The Prime Minister of Thailand, Prayut Chan-o-cha, said "[foreign female tourists] think our country is beautiful and safe and they can do whatever they want, wear bikinis wherever they like. I'm asking if they wear bikinis in Thailand, will they be safe? Only if they are not beautiful." He later apologised for the comment after it was met with public backlash. The UK government expressed concerns with the investigation, and summoned a Thai diplomat in London to discuss them. Despite not initially being permitted to assist with the investigation, British police observers – including homicide detectives from the Metropolitan Police and a forensics expert – were eventually permitted into Thailand to observe the investigation. The team were only allowed to spend two hours on Koh Tao and did not meet with the suspects or defence. Their findings were never made public, but were shared with the families of the victims. Prayut said that British and Burmese government representatives were "limited to observation" and had to "respect our processes".

The guilty verdict resulted in widespread protests in Myanmar. Protesters called for the release of the two suspects, who they believed were innocent and scapegoated for the crime. The protests angered Thailand's prime minister, who believed the demonstrations were a plot "instigated" to hurt the government. He announced that he had "ordered all security-related agencies ... to track down those who are behind the Myanmar demonstrations". Hacker group Anonymous published a video on 3 January 2016 criticising the verdict. Police and court systems were hacked or taken offline in the following days, and a stash of personal information obtained from the court's servers was posted publicly.

The 2014 murders, along with other deaths and disappearances of tourists, led to British tabloids labelling Koh Tao as "Death Island". A 2016 study said the case, which it described as a litmus test of Thailand's justice system, "seriously damaged the image of Thailand and of its forces of law and order on the global level".

== Effects on tourism ==
Thailand's government became concerned the murders might affect tourism to the country. The country's prime minister, who had been phoning the national police chief daily for updates on the investigation, said "this should not have happened at all, as it will affect Thailand in the eyes of the international community". Amid the investigation, Tourism and Sports Minister Kobkarn Wattanavrangkul visited Koh Tao on 28 September 2014 in an attempt to reassure tourists.
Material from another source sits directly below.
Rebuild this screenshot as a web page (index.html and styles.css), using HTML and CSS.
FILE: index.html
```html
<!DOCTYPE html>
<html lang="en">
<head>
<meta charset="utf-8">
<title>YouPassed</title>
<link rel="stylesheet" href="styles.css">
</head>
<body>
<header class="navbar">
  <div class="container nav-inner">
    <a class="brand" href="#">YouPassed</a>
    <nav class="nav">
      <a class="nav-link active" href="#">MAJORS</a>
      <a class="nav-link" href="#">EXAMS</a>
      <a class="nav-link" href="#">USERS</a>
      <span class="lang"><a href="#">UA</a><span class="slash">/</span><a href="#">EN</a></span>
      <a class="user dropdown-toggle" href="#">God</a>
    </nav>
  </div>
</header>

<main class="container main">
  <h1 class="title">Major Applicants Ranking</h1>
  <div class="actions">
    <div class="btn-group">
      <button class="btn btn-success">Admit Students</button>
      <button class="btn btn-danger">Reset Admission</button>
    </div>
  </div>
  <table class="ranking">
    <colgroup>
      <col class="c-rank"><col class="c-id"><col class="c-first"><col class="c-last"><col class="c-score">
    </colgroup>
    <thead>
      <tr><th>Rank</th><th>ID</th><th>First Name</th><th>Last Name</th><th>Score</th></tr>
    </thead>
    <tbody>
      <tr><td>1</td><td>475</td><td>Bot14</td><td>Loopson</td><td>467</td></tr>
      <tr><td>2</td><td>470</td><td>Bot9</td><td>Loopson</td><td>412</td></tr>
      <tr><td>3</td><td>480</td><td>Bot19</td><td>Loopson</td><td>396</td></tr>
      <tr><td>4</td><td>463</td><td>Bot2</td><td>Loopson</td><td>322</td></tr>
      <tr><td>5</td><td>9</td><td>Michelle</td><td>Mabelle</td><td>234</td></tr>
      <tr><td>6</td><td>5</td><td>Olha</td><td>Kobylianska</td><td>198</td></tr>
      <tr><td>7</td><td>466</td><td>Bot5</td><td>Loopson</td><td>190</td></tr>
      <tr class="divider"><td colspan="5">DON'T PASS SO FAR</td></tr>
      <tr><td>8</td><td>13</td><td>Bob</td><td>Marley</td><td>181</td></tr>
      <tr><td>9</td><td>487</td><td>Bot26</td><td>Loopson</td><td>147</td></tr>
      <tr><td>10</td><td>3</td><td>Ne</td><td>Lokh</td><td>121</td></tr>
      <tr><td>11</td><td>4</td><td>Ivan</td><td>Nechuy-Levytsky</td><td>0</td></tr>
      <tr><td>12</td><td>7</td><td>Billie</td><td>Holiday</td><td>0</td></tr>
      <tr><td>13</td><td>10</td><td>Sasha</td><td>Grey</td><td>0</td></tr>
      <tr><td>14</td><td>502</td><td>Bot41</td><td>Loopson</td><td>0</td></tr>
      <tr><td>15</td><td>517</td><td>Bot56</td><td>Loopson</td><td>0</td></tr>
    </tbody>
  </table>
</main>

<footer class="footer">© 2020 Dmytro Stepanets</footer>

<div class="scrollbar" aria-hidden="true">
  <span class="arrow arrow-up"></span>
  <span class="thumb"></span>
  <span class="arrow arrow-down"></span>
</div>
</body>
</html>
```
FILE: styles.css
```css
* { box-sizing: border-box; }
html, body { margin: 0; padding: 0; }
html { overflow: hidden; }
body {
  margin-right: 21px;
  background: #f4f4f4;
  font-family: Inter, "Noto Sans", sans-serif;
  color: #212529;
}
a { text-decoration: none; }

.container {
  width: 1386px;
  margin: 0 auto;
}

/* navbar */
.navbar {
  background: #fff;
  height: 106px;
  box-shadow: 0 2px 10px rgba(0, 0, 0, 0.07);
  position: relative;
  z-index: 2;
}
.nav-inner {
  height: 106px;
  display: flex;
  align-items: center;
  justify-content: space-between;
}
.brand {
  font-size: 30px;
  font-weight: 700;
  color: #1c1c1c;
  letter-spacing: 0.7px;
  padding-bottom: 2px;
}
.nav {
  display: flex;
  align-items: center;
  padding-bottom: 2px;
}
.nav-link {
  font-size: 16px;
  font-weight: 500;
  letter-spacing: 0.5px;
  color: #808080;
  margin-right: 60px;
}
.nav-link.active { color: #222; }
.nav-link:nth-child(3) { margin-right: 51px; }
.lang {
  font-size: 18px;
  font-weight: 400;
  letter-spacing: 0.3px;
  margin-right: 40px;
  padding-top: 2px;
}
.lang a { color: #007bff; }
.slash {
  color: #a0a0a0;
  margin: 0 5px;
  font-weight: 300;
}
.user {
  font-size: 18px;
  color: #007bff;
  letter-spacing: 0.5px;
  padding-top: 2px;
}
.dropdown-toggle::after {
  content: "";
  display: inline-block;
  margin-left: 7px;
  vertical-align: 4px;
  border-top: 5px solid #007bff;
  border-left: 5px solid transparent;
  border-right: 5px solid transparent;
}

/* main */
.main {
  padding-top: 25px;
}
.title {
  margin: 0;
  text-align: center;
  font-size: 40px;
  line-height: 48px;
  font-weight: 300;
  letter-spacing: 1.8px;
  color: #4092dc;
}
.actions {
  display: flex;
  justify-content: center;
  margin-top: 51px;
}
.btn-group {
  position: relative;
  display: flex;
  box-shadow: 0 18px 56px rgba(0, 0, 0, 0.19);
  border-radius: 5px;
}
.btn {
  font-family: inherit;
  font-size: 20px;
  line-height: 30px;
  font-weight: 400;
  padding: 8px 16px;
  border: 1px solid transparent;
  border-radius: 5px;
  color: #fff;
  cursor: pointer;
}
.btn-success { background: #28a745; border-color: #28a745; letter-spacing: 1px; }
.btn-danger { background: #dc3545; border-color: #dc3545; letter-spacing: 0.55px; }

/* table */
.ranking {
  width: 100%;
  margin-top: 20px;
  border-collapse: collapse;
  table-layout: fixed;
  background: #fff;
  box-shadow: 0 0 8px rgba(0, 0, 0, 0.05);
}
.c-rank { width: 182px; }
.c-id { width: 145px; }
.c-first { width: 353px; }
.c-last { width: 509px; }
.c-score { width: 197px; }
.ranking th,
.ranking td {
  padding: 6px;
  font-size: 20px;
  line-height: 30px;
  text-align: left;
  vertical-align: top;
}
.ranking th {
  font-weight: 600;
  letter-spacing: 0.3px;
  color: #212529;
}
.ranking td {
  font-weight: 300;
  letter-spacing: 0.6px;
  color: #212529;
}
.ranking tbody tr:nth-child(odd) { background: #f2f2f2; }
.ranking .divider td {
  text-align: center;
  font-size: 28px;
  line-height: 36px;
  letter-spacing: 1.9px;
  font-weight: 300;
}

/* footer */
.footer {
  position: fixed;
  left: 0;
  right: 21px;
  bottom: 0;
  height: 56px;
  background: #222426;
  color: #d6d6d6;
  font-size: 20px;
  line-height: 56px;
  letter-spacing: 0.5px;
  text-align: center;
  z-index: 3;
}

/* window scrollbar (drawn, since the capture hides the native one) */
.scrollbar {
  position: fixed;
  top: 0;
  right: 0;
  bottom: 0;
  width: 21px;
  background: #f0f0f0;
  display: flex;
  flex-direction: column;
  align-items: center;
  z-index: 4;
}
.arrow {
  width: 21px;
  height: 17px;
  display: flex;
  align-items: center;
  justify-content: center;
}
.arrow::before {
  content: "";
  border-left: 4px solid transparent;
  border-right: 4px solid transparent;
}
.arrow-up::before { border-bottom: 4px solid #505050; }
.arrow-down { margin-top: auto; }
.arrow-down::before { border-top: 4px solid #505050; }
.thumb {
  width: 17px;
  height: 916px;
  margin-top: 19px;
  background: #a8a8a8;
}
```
She suggested using identification wristbands for tourists to improve safety, but the idea was quickly scrapped. The mayor of the island, Chaiyan Turasakul, announced a new police station and staffed it with 40 full-time officers, compared to five previously. Irregular Burmese migrant workers were now required to register with the police in an attempt to discourage illegal workers and prevent bribery.

Although tourist arrivals to Koh Tao dropped in the months immediately following the murders, there was little lasting effect on tourism to the island.